RYAN
Leaning against the knotty trunk of a maple tree in the immaculately manicured backyard of Jordan Highsmith’s house, half listening to Michaela Braddock from his English class chatter animatedly about a minor celebrity’s nose job, Ryan felt like shit.
He felt like shit physically—his head was thudding along with the bass seeping out of somebody’s portable speakers on the back deck, his shoulders ached as if somebody had unzipped his neck and replaced all his muscles with sedimentary rocks, and he was vaguely sick to his stomach, which was weird ’cause he hadn’t actually had that much to drink at all since he got here.
But also—and woof, Ryan knew this was pathetic of him—he felt like shit in his emotions.
He blinked twice, trying to listen to the story Michaela was telling—she’d switched topics now, was nattering on about the car wash her Key Club was doing tomorrow and the matching shirts they’d all made. Ryan had known Michaela since middle school at Thomas Aquinas, and he liked her: She was pretty. She was a good person, apparently, who was spending her Saturday morning doing charity work for a women’s homeless shelter. And she had truly fantastic boobs.
But all he could focus on was his fight with Gabby.
This was stupid, Ryan thought, even as he shot a hopefully charming smile in Michaela’s direction. He was stupid. He couldn’t believe how badly he’d blown it back there, how he’d clammed right up and stumbled all over himself like somebody who’d never even talked to a girl before, let alone dated one. He hadn’t even realized how bad he’d wanted this to finally be his chance with her until he’d missed it, like watching a puck sail right past him across the ice.
Unless he hadn’t actually missed it at all.

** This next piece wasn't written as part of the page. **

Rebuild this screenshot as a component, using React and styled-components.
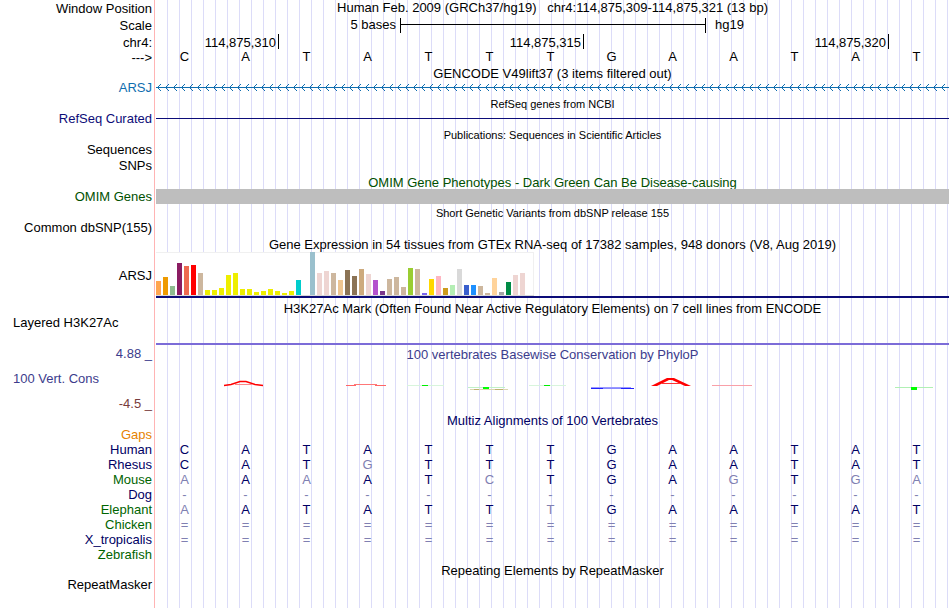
import React from "react";
import styled, { createGlobalStyle, css } from "styled-components";

const GlobalStyle = createGlobalStyle`
  *, *::before, *::after { box-sizing: border-box; }
  html, body { margin: 0; background: #fff; }
  body { font: 13px/15px "Liberation Sans", Arial, Helvetica, sans-serif; color: #000; }
`;

const navy = "#000064";
const green = "#006400";
const gencodeBlue = "#0f6eaf";
const phyloBlue = "#3c3c8c";

/* The guide lines and the red margin run behind every row. */
const Browser = styled.main`
  min-height: 100vh;
  margin-right: 1px;
  background:
    linear-gradient(#ffb4b4, #ffb4b4) 154px 0 / 1px 100% no-repeat,
    repeating-linear-gradient(to right, #dcdcf8 0 1px, transparent 1px 12px) 167px 0 no-repeat;
`;

const Row = styled.div`
  display: grid;
  grid-template-columns: 154px minmax(0, 1fr);
  min-height: ${(p) => p.$height || 15}px;
  color: ${(p) => p.$color || "inherit"};
`;

const Label = styled.div`
  display: flex;
  align-items: ${(p) => p.$align || "flex-start"};
  justify-content: ${(p) => (p.$left ? "flex-start" : "flex-end")};
  padding: ${(p) => (p.$left ? "0 0 0 13px" : "0 2px 0 0")};
  white-space: pre;
`;

const Plot = styled.div`
  display: flex;
  flex-direction: column;
  min-width: 0;
  padding-left: 2px;
`;

const Title = styled.h2`
  margin: 0;
  height: ${(p) => (p.$small ? 16 : 15)}px;
  padding: ${(p) => (p.$small ? 3 : 1)}px 0 0 156px;
  font-size: ${(p) => (p.$small ? 11 : 13)}px;
  line-height: ${(p) => (p.$small ? 13 : 15)}px;
  font-weight: 400;
  text-align: center;
  white-space: pre;
  color: ${(p) => p.$color || "inherit"};
`;

const WindowTitle = styled.h1`
  margin: 0;
  font-size: 13px;
  font-weight: 400;
  line-height: 15px;
  text-align: center;
  white-space: pre;
`;

const ScaleGrid = styled.div`
  display: grid;
  grid-template-columns: 4fr 5fr 4fr;
`;

const ScaleText = styled.span`
  padding: 0 4px 0 10px;
  text-align: ${(p) => p.$align};
`;

const ScaleBar = styled.span`
  height: 15px;
  margin: 1px -1px 0 0;
  border: solid #000;
  border-width: 0 1px;
  background: linear-gradient(#000, #000) 0 6px / 100% 1px no-repeat;
`;

const Ruler = styled.div`
  display: grid;
  grid-template-columns: 2fr 5fr 5fr 1fr;
`;

const Tick = styled.span`
  height: 15px;
  margin-right: -1px;
  padding: 1px 2px 0 0;
  border-right: 1px solid #000;
  text-align: right;
`;

const Bases = styled.div`
  display: grid;
  grid-template-columns: repeat(13, minmax(0, 1fr));
  padding-right: 2px;
  text-align: center;
  line-height: ${(p) => p.$line || 15}px;
  color: ${(p) => p.$color || "inherit"};
`;

const Base = styled.span`
  ${(p) => p.$faded && css`color: #8080b2;`}
`;

const ArrowLine = styled.svg`
  display: block;
  width: 100%;
  height: 15px;
`;

const Rule = styled.div`
  height: ${(p) => p.$thick || 1}px;
  margin-top: ${(p) => p.$top || 0}px;
  background: ${(p) => p.$color};
`;

const Block = styled.div`
  height: 15px;
  background: #bebebe;
`;

const Expression = styled.svg`
  display: block;
  width: 378px;
  height: 44px;
  margin-top: 1px;
`;

const Limits = styled.div`
  display: flex;
  flex-direction: column;
  justify-content: space-between;
  padding: 1px 2px 1px 13px;
  color: ${phyloBlue};
`;

const Limit = styled.span`
  align-self: ${(p) => (p.$left ? "flex-start" : "flex-end")};
  color: ${(p) => (p.$low ? "#783c3c" : "inherit")};
  white-space: pre;
`;

const WiggleTitle = styled.h2`
  margin: 0;
  padding: 2px 0 0 2px;
  font-size: 13px;
  font-weight: 400;
  line-height: 15px;
  text-align: center;
  color: ${phyloBlue};
`;

const Conservation = styled(Bases)`
  padding-top: 14px;
`;

const Score = styled.svg`
  display: block;
  width: 61px;
  height: 16px;
`;

const tissues = [
  ["#ffa54f", 14], ["#ee9a00", 18], ["#8fbc8f", 9], ["#8b1c62", 32], ["#ee6a50", 29], ["#ff0000", 30],
  ["#cdb79e", 22], ["#eeee00", 5], ["#eeee00", 5], ["#eeee00", 7], ["#eeee00", 20], ["#eeee00", 22],
  ["#eeee00", 6], ["#eeee00", 6], ["#eeee00", 3], ["#eeee00", 4], ["#eeee00", 6], ["#eeee00", 4],
  ["#eeee00", 2], ["#eeee00", 4], ["#00cdcd", 15], ["#ee82ee", 0], ["#9ac0cd", 43], ["#eed5d2", 22],
  ["#eed5d2", 24], ["#cdb79e", 22], ["#eec591", 15], ["#8b7355", 25], ["#8b7355", 19], ["#cdaa7d", 26],
  ["#eed5d2", 21], ["#b452cd", 15], ["#7a378b", 4], ["#cdb79e", 16], ["#cdb79e", 18], ["#cdb79e", 8],
  ["#9acd32", 27], ["#cdb79e", 26], ["#7a67ee", 2], ["#ffd700", 16], ["#ffb6c1", 19], ["#cd9b1d", 7],
  ["#b4eeb4", 10], ["#d9d9d9", 26], ["#3a5fcd", 10], ["#1e90ff", 10], ["#cdb79e", 9], ["#cdb79e", 2],
  ["#ffd39b", 17], ["#a6a6a6", 3], ["#008b45", 13], ["#eed5d2", 20], ["#eed5d2", 22], ["#ff00ff", 0],
];

const sequence = "CATATTTGAATAT";

/* Lower-case letters differ from the human base and are drawn faded. */
const species = [
  ["Human", navy, "CATATTTGAATAT"],
  ["Rhesus", navy, "CATgTTTGAATAT"],
  ["Mouse", green, "aAaATcTGAgTga"],
  ["Dog", navy, "-------------"],
  ["Elephant", green, "aATATTtGAATAT"],
  ["Chicken", green, "============="],
  ["X_tropicalis", navy, "============="],
  ["Zebrafish", green, ""],
];

/* One flattened letter per base; its height is the conservation score. */
const scores = [
  null,
  <><path d="M9 9.5 L16 8.5 L25 5.5 H31 L40 8.5 L48 9.5" fill="none" stroke="#f00" strokeWidth="1.5" /><path d="M20 8.5H37" stroke="#f88" /></>,
  null,
  <><path d="M9 9.5H19M38 9.5H49" stroke="#f66" /><path d="M17 8.5H40" stroke="#f77" /></>,
  <><path d="M9 9.5H46" stroke="#d8f5dc" /><path d="M24 9.5H30" stroke="#0e0" /></>,
  <><path d="M9 11.5H46" stroke="#c0f0c8" /><path d="M11 13.5H49" stroke="#dcd6b0" /><path d="M15 13.5H20M36 13.5H44" stroke="#c0b070" /><path d="M24 12H30" stroke="#0f0" strokeWidth="2" /></>,
  <><path d="M9 9.5H46" stroke="#d8f5dc" /><path d="M24 9.5H30" stroke="#0e0" /></>,
  <><path d="M10 11.5H50" stroke="#99f" /><path d="M10 12.5H22M40 12.5H53" stroke="#22f" /><path d="M22 12.5H40" stroke="#88f" /></>,
  <><path d="M9 10 L25 2 H32 L49 10 H43 L30 4 H27 L15 10 Z" fill="#f00" /><path d="M20 7.5H38" stroke="#f33" /></>,
  <path d="M9 9.5H49" stroke="#f9a0a8" />,
  null,
  null,
  <><path d="M9 11.5H47" stroke="#b0f0b4" /><path d="M25 12.5H31" stroke="#0f0" strokeWidth="3" /></>,
];

function Sequence({ text, line, color }) {
  return (
    <Bases $line={line} $color={color}>
      {[...text].map((ch, i) => (
        <Base key={i} $faded={ch !== ch.toUpperCase() || ch === "-" || ch === "="}>
          {ch.toUpperCase()}
        </Base>
      ))}
    </Bases>
  );
}

export default function App() {
  return (
    <>
      <GlobalStyle />
      <Browser>
        <Row $height={17}>
          <Label $align="center">Window Position</Label>
          <Plot><WindowTitle>{"Human Feb. 2009 (GRCh37/hg19)   chr4:114,875,309-114,875,321 (13 bp)"}</WindowTitle></Plot>
        </Row>
        <Row $height={17}>
          <Label $align="center">Scale</Label>
          <Plot>
            <ScaleGrid>
              <ScaleText $align="right">5 bases</ScaleText>
              <ScaleBar />
              <ScaleText $align="left">hg19</ScaleText>
            </ScaleGrid>
          </Plot>
        </Row>
        <Row $height={16}>
          <Label $align="flex-end">chr4:</Label>
          <Plot>
            <Ruler>
              <Tick>114,875,310</Tick>
              <Tick>114,875,315</Tick>
              <Tick>114,875,320</Tick>
            </Ruler>
          </Plot>
        </Row>
        <Row>
          <Label>{"--->"}</Label>
          <Sequence text={sequence} line={13} />
        </Row>

        <Title>GENCODE V49lift37 (3 items filtered out)</Title>
        <Row $color={gencodeBlue}>
          <Label>ARSJ</Label>
          <Plot>
            <ArrowLine aria-hidden="true">
              <defs>
                <pattern id="strand" width="8" height="15" patternUnits="userSpaceOnUse">
                  <path
                    d="M1 7h1v1h-1zM2 6h1v1h-1zM2 8h1v1h-1zM3 5h1v1h-1zM3 9h1v1h-1zM4 4h1v1h-1zM4 10h1v1h-1z"
                    fill={gencodeBlue}
                  />
                </pattern>
              </defs>
              <rect y="7" width="100%" height="1" fill={gencodeBlue} />
              <rect width="100%" height="15" fill="url(#strand)" />
            </ArrowLine>
          </Plot>
        </Row>

        <Title $small>RefSeq genes from NCBI</Title>
        <Row $color="#0c0c78">
          <Label>RefSeq Curated</Label>
          <Plot><Rule $top={7} $color="#0c0c78" /></Plot>
        </Row>

        <Title $small>Publications: Sequences in Scientific Articles</Title>
        <Row $height={16}><Label>Sequences</Label></Row>
        <Row $height={16}><Label>SNPs</Label></Row>

        <Title $color="#005000">OMIM Gene Phenotypes - Dark Green Can Be Disease-causing</Title>
        <Row $color="#005000">
          <Label>OMIM Genes</Label>
          <Plot><Block /></Plot>
        </Row>

        <Title $small>Short Genetic Variants from dbSNP release 155</Title>
        <Row $height={16}><Label>Common dbSNP(155)</Label></Row>

        <Title>Gene Expression in 54 tissues from GTEx RNA-seq of 17382 samples, 948 donors (V8, Aug 2019)</Title>
        <Row $height={49}>
          <Label $align="center">ARSJ</Label>
          <Plot>
            <Expression role="img" aria-label="Expression by tissue">
              <rect width="378" height="44" fill="#f0f0f0" />
              <rect y="1" width="377" height="42" fill="#fff" />
              <rect y="43" width="378" height="1" fill="#d8d8d8" />
              {tissues.map(([color, h], i) => (
                <rect key={i} x={i * 7} y={43 - h} width="5" height={h} fill={color} />
              ))}
            </Expression>
            <Rule $thick={2} $color="#0c0c78" />
          </Plot>
        </Row>

        <Title>H3K27Ac Mark (Often Found Near Active Regulatory Elements) on 7 cell lines from ENCODE</Title>
        <Row $height={30}>
          <Label $left>Layered H3K27Ac</Label>
          <Plot><Rule $top={28} $thick={2} $color="#7c6cd8" /></Plot>
        </Row>

        <Row $height={67}>
          <Limits>
            <Limit>4.88 _</Limit>
            <Limit $left>100 Vert. Cons</Limit>
            <Limit $low>-4.5 _</Limit>
          </Limits>
          <div>
            <WiggleTitle>100 vertebrates Basewise Conservation by PhyloP</WiggleTitle>
            <Conservation>
              {scores.map((drawing, i) => <Score key={i} aria-hidden="true">{drawing}</Score>)}
            </Conservation>
          </div>
        </Row>

        <Title $color={navy}>Multiz Alignments of 100 Vertebrates</Title>
        <Row $color="#e68200"><Label>Gaps</Label></Row>
        {species.map(([name, color, text]) => (
          <Row key={name} $color={color}>
            <Label>{name}</Label>
            <Sequence text={text} color={navy} />
          </Row>
        ))}

        <Title>Repeating Elements by RepeatMasker</Title>
        <Row><Label>RepeatMasker</Label></Row>
      </Browser>
    </>
  );
}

He could still tell her, Ryan thought suddenly. He could go find her right now, take her by the hand and lay it all out for her. Maybe she’d think he was crazy. Maybe she’d tell him to get lost. Maybe their friendship really would be over. But he had to try, didn’t he? He had to try.

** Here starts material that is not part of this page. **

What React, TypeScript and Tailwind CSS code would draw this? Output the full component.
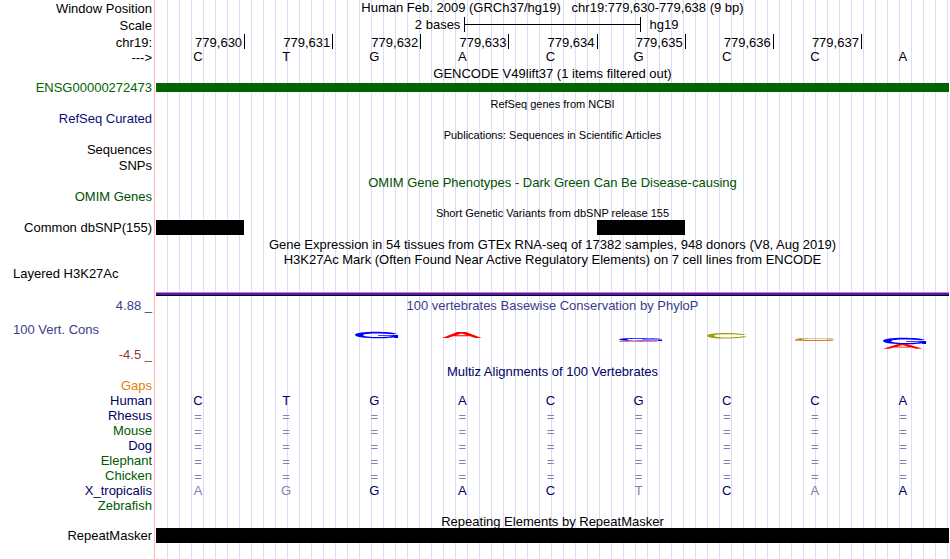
import { ReactNode } from "react";
import clsx from "clsx";

const sequence = ["C", "T", "G", "A", "C", "G", "C", "C", "A"]
const positions = ["779,630", "779,631", "779,632", "779,633", "779,634", "779,635", "779,636", "779,637", ""]
const gapRow = ["=", "=", "=", "=", "=", "=", "=", "=", "="]

const species = [
    { name: "Human", color: "text-[#000064]", bases: sequence },
    { name: "Rhesus", color: "text-[#000064]", bases: gapRow },
    { name: "Mouse", color: "text-[#005a00]", bases: gapRow },
    { name: "Dog", color: "text-[#000064]", bases: gapRow },
    { name: "Elephant", color: "text-[#005a00]", bases: gapRow },
    { name: "Chicken", color: "text-[#005a00]", bases: gapRow },
    { name: "X_tropicalis", color: "text-[#000064]", bases: ["A", "G", "G", "A", "C", "T", "C", "A", "A"] },
    { name: "Zebrafish", color: "text-[#005a00]", bases: [] },
]

interface IRow {
    label?: ReactNode
    labelClass?: string
    className?: string
    children?: ReactNode
}

// One line of the browser: label on the left, guide lines and data on the right
const Row = ({ label, labelClass = "text-right", className, children }: IRow) => (
    <div className={clsx("flex", className)}>
        <div className={clsx("w-[154px] shrink-0 pr-0.5 whitespace-nowrap", labelClass)}>{label}</div>
        <div className="flex-1 min-w-0 flex border-l border-[#ffb4b4] px-px">
            <div className="flex-1 min-w-0 bg-[repeating-linear-gradient(to_right,transparent_0px,transparent_11px,#dcdcf8_11px,#dcdcf8_12px)]">
                {children}
            </div>
        </div>
    </div>
)

interface ITitle {
    label?: string
    labelClass?: string
    className?: string
    small?: boolean
    children: ReactNode
}

const Title = ({ label, labelClass, className, small, children }: ITitle) => (
    <Row label={label} labelClass={labelClass} className="h-[14px] leading-4">
        <h2 className={clsx("text-center whitespace-pre", small && "text-[11px] leading-[14px]", className)}>{children}</h2>
    </Row>
)

const Spacer = ({ className = "h-0.5" }: { className?: string }) => <Row className={className} />

const Bases = ({ bases, faded }: { bases: string[], faded?: boolean }) => (
    <div className="grid grid-cols-9">
        {bases.map((base, i) => (
            <span
                key={i}
                className={clsx(
                    "pr-1 text-center",
                    base === "=" && "pt-px",
                    faded && base !== sequence[i] && "text-[#8080b2]"
                )}
            >{base}</span>
        ))}
    </div>
)

// Conservation marks, each drawn in a flat box six units high
const hook = "M42 2C36 -.8 0 -1.2 0 3C0 7 33 6.8 39 5.2V6H43V3H23V3.8H38C33 5.6 8 5.6 8 3C8 1 29 1 37 2.2Z"
const peak = "M0 6L15 0H24L39.5 6H33L28 4.3H11L6 6ZM14 3.3H25L19.5 1.4Z"
const bowl = "M39 1.8C32 -.7 0 -1.2 0 3C0 7.2 32 6.7 40 4.2L36 3.7C29 5.5 7 5.5 7 3C7 .9 28 .9 35 2.3Z"

interface IMark {
    d: string
    x?: number
    y: number
    scale?: number
    fill: string
    opacity?: number
}

const marks: IMark[][] = [
    [],
    [],
    [{ d: hook, x: 23, y: 20, fill: "#0000ff" }],
    [{ d: peak, y: 20, fill: "#ff0000" }],
    [],
    [
        { d: hook, y: 26, scale: 0.5, fill: "#0000ff" },
        { d: "M0 0H38V1H0Z", y: 29, fill: "#ff0000", opacity: 0.5 },
    ],
    [{ d: bowl, y: 21, scale: 0.9, fill: "#a0a000" }],
    [
        { d: bowl, y: 26, scale: 0.4, fill: "#a0a000" },
        { d: "M0 0H38V1H0Z", y: 28, fill: "#ff0000", opacity: 0.5 },
    ],
    [
        { d: hook, y: 26, fill: "#0000ff" },
        { d: peak, y: 32, scale: 0.8, fill: "#ff0000" },
    ],
]

const App = () => {
    return (
        <main className="w-full bg-white text-black text-[13px] font-['Liberation_Sans',Arial,sans-serif]">

            {/* Position */}
            <Row label="Window Position" className="h-4 leading-[17px]">
                <h1 className="text-center whitespace-pre leading-[15px]">Human Feb. 2009 (GRCh37/hg19)   chr19:779,630-779,638 (9 bp)</h1>
            </Row>
            <Row label="Scale" className="h-[17px] leading-[19px]">
                <div className="grid grid-cols-18 h-full pt-px leading-4">
                    <span className="col-span-7 pr-1 text-right">2 bases</span>
                    <div className="col-span-4 h-[15px] border-x border-black">
                        <div className="h-2 border-b border-black" />
                    </div>
                    <span className="col-span-7 pl-[9px]">hg19</span>
                </div>
            </Row>
            <Row label="chr19:" className="h-[17px] leading-[19px]">
                <div className="grid grid-cols-9 pt-px">
                    {positions.map((position, i) => (
                        <span
                            key={i}
                            className={clsx("h-[15px] pr-0.5 text-right leading-[17px] border-black", i > 0 && "border-l")}
                        >{position}</span>
                    ))}
                </div>
            </Row>
            <Row label="--->" className="h-4 leading-4">
                <div className="leading-[14px]">
                    <Bases bases={sequence} />
                </div>
            </Row>

            {/* Genes */}
            <Title>GENCODE V49lift37 (1 items filtered out)</Title>
            <Row label="ENSG00000272473" labelClass="text-right text-[#006400]" className="h-[15px] leading-[15px]">
                <div className="pt-[3px]">
                    <div className="h-[9px] bg-[#006400]" />
                </div>
            </Row>
            <Spacer />
            <Title small>RefSeq genes from NCBI</Title>
            <Row label="RefSeq Curated" labelClass="text-right text-[#0c0c78]" className="h-[15px] leading-[15px]" />
            <Spacer />

            {/* Literature */}
            <Title small>Publications: Sequences in Scientific Articles</Title>
            <Row label="Sequences" className="h-[15px] leading-[15px]" />
            <Row label="SNPs" className="h-4 leading-[17px]" />
            <Spacer />
            <Title className="text-[#005000]">OMIM Gene Phenotypes - Dark Green Can Be Disease-causing</Title>
            <Row label="OMIM Genes" labelClass="text-right text-[#005000]" className="h-[15px] leading-[15px]" />
            <Spacer />

            {/* Variants */}
            <Title small>Short Genetic Variants from dbSNP release 155</Title>
            <Row label="Common dbSNP(155)" className="h-[15px] leading-[15px]">
                <div className="grid grid-cols-9 h-full">
                    <div className="bg-black" />
                    <div className="col-start-6 bg-black" />
                </div>
            </Row>
            <Spacer />

            {/* Expression and regulation */}
            <Title>Gene Expression in 54 tissues from GTEx RNA-seq of 17382 samples, 948 donors (V8, Aug 2019)</Title>
            <Spacer className="h-px" />
            <Title>H3K27Ac Mark (Often Found Near Active Regulatory Elements) on 7 cell lines from ENCODE</Title>
            <Row label="Layered H3K27Ac" labelClass="pl-[13px]" className="h-[30px] leading-[15px]">
                <div className="flex flex-col justify-end h-full">
                    <div className="h-px bg-[#ff69b4]" />
                    <div className="h-0.5 bg-[#3c1ec8]" />
                    <div className="h-px bg-black" />
                </div>
            </Row>
            <Spacer />

            {/* Conservation */}
            <Title label="4.88 _" labelClass="text-right text-[#3c3c8c]" className="text-[#3c3c8c]">100 vertebrates Basewise Conservation by PhyloP</Title>
            <Row
                label={
                    <div className="flex flex-col justify-between h-full pt-2.5">
                        <span className="pl-[13px] text-left text-[#3c3c8c]">100 Vert. Cons</span>
                        <span className="text-right text-[#8c3c3c]">-4.5 _</span>
                    </div>
                }
                labelClass="text-left"
                className="h-[50px] leading-[15px]"
            >
                <div className="grid grid-cols-9">
                    {marks.map((cell, i) => (
                        <svg key={i} viewBox="0 0 88 50" preserveAspectRatio="none" className="w-full h-[50px]" aria-hidden="true">
                            {cell.map(({ d, x = 22, y, scale = 1, fill, opacity }) => (
                                <path
                                    key={y}
                                    d={d}
                                    transform={`translate(${x} ${y}) scale(1 ${scale})`}
                                    fill={fill}
                                    fillOpacity={opacity}
                                    fillRule="evenodd"
                                />
                            ))}
                        </svg>
                    ))}
                </div>
            </Row>
            <Spacer />

            {/* Alignments */}
            <Title className="text-[#000064]">Multiz Alignments of 100 Vertebrates</Title>
            <Row label="Gaps" labelClass="text-right text-[#e08200]" className="h-[15px] leading-[15px]" />
            {species.map(({ name, color, bases }) => (
                <Row key={name} label={name} labelClass={clsx("text-right", color)} className="h-[15px] leading-[15px]">
                    <div className="text-[#000064]">
                        <Bases bases={bases} faded />
                    </div>
                </Row>
            ))}
            <Spacer className="h-px" />

            {/* Repeats */}
            <Title>Repeating Elements by RepeatMasker</Title>
            <Row label="RepeatMasker" className="h-[15px] leading-[15px]">
                <div className="h-full bg-black" />
            </Row>
            <Spacer className="h-4" />

        </main>
    )
}

export default App;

Once he thought it he couldn’t unthink it, like those Magic Eye books his mom used to do with him when he was little: once you found a picture in the pattern, you couldn’t figure out how all you’d seen before was dots. He made his excuses and extricated himself from Michaela, then headed back inside the house, hoping Gabby hadn’t bailed out entirely and gone home. That would be just like her, he thought, peering with no luck through the crowds in the kitchen and the den. His head was still throbbing, a rhythmic pulse deep in his brain stem. He thought he might have fucked himself up for real today.
She must have left, he thought, when he didn’t find her after another ten minutes of looking. Well then, he’d have to go over to the Harts’. He made his way to the front of the house, waving good-bye to a couple of his buddies before letting himself out; he was halfway across the lawn when he stopped short. Because Gabby hadn’t left at all. She was sitting mostly hidden in the shadows on the screened-in side porch, the sharp column of her spine as familiar as her face every morning.
And she was kissing a girl.
Ryan turned around, feeling himself—Jesus Christ—feeling himself blush like a scandalized grandma. He knew Gabby was bi, obviously, thanks to an extremely awkward top ten celebrity crushes conversation halfway through freshman year. But there was a difference between knowing something existed without ever having seen it in real life, like the Grand Canyon, and having evidence of it right in front of your face. God, he was such a fucking idiot. He’d been so distracted trying to figure out whether or not Gabby had feelings for him that it had never occurred to him to wonder if she might have them for somebody else entirely. But she did. And here was the indisputable, undeniable proof.
They hadn’t seen him, and Ryan wanted to keep it that way. He turned around and wandered toward the back of the house. He really, really was not feeling good; his brain was a pot of the clean-out-the-fridge soup his mom made when she hadn’t been grocery shopping, murky and full of suspicious floating bits.
“Hey, McCullough.” It was his buddy Remy from hockey; his voice sounded far away, though Ryan wasn’t sure exactly why. “You okay over there?”
“Hey, Remy,” Ryan said, trying to sound cheerful.
That was when he leaned over and barfed.
GABBY
Sitting huddled together on the darkened side porch a little while later, Gabby shivered as Shay sucked lightly on her lower lip. It felt like she’d left her body entirely, except for the fact that she was sharply, deliciously aware of every single one of her cells vibrating back and forth, her blood moving underneath her singing skin. She had never in her life done anything like this, made out with a stranger at a party, but it was official: she wanted to do it forever. She wanted to kiss Shay forever. She smelled like vanilla and chamomile. Her mouth was clever and warm.